Life in Black Mountain centres on the property itself. Weekends are for gardens, animals, sheds and outdoor projects rather than coastal cafes or busy social precincts. It suits people who are genuinely energised by that kind of lifestyle, not just romanticising it from a distance.
The community is quiet and largely made up of long term owner occupiers who have chosen the area deliberately. Visitor activity is minimal and seasonal noise from tourism is essentially non existent. For buyers who have tired of the pace and density of coastal living, that is a genuine selling point.
There is no public transport serving Black Mountain and walking or cycling to services is not practical. A car — probably two for most households — is simply part of the cost of living here. That is not a criticism, it is a reality worth factoring into your thinking before you buy.
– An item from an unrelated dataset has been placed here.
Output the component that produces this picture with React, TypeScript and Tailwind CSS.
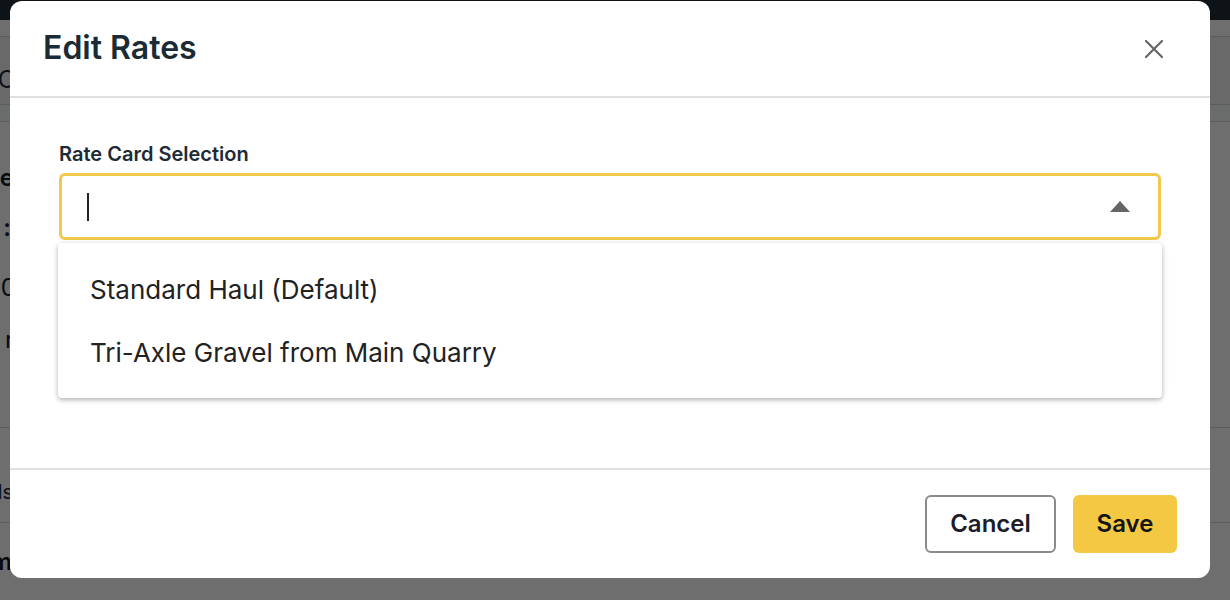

Roads are mostly sealed, though some sections are narrow or undulating. Properties with long private driveways or steep access warrant specific attention during due diligence. A driveway that is manageable in dry conditions can become a very different proposition after heavy rain.
In Black Mountain, the land is the asset. Dwellings range from modest rural homes through to well renovated properties with serious lifestyle infrastructure — sheds, pools, stables, dams, established gardens. What connects them is the land they sit on.
Not all land is equal here and that is a critical point for buyers. Slope, drainage, soil type, driveway gradient and the proportion of genuinely usable flat land can vary enormously from one property to the next, even on similarly sized blocks. Two properties at similar prices can have very different actual utility depending on their topography.
This is an area where having an independent building and pest inspection is non-negotiable, and where a site specific assessment of land usability is worth the time before committing. Do not rely on listing photos, which are very good at making steeply sloping land look manageable.
The most common mistake buyers make with acreage hinterland properties is confusing the lifestyle they have imagined with the lifestyle they will actually live. A weekend spent in the hinterland feels very different from the day to day reality of managing a large property, driving for every errand and being genuinely removed from the social infrastructure of coastal Noosa.
This is not a criticism of the lifestyle. For the right person it is genuinely wonderful. But it requires honest self-assessment. Questions worth sitting with before buying: Do you enjoy property maintenance, or will a large block become a source of stress? Are you comfortable driving 20 minutes to meet a friend for coffee? Is the person you are buying with equally committed to the lifestyle, or are they going along with it?
The buyers who thrive in Black Mountain are the ones who have thought it through. The ones who struggle are the ones who bought the idea of it without fully stress testing whether it suits how they actually live.
Black Mountain sits within bushfire prone country. The bushfire hazard overlay applies across much of the suburb and buyers should not treat this as a box ticking exercise. It has real implications for construction standards, vegetation management obligations, insurance premiums and the day to day management of a property.
Understanding your specific Bushfire Attack Level (BAL) rating is essential before purchasing. A higher BAL rating means more stringent construction requirements for any new building work and potentially significant constraints on how vegetation near the dwelling is managed. Check this at the individual property level, not just at the suburb level.
Planning is managed by Noosa Shire Council with a strong emphasis on environmental protection and the low density rural residential character. Subdivision is very limited and vegetation protection overlays apply widely.
Black Mountain suits buyers who are drawn to open country living for genuine reasons, not as a reaction to something else. People who grew up on land, who want space for animals, who find the pace of coastal Noosa overstimulating, or who simply value privacy and landscape over convenience and social proximity.
It suits buyers with a realistic hold horizon. This is not a suburb to buy with a two or three year exit plan. The buyers who do well here are the ones who intend to stay, who value the lifestyle above short term capital strategy, and who understand that liquidity in this type of market is lower than on the coast.
Black Mountain is one of those places where the trade offs are significant and specific. Being honest about them before you buy is more useful than discovering them after you have moved in. None of these are reasons not to buy here, but they are worth sitting with seriously.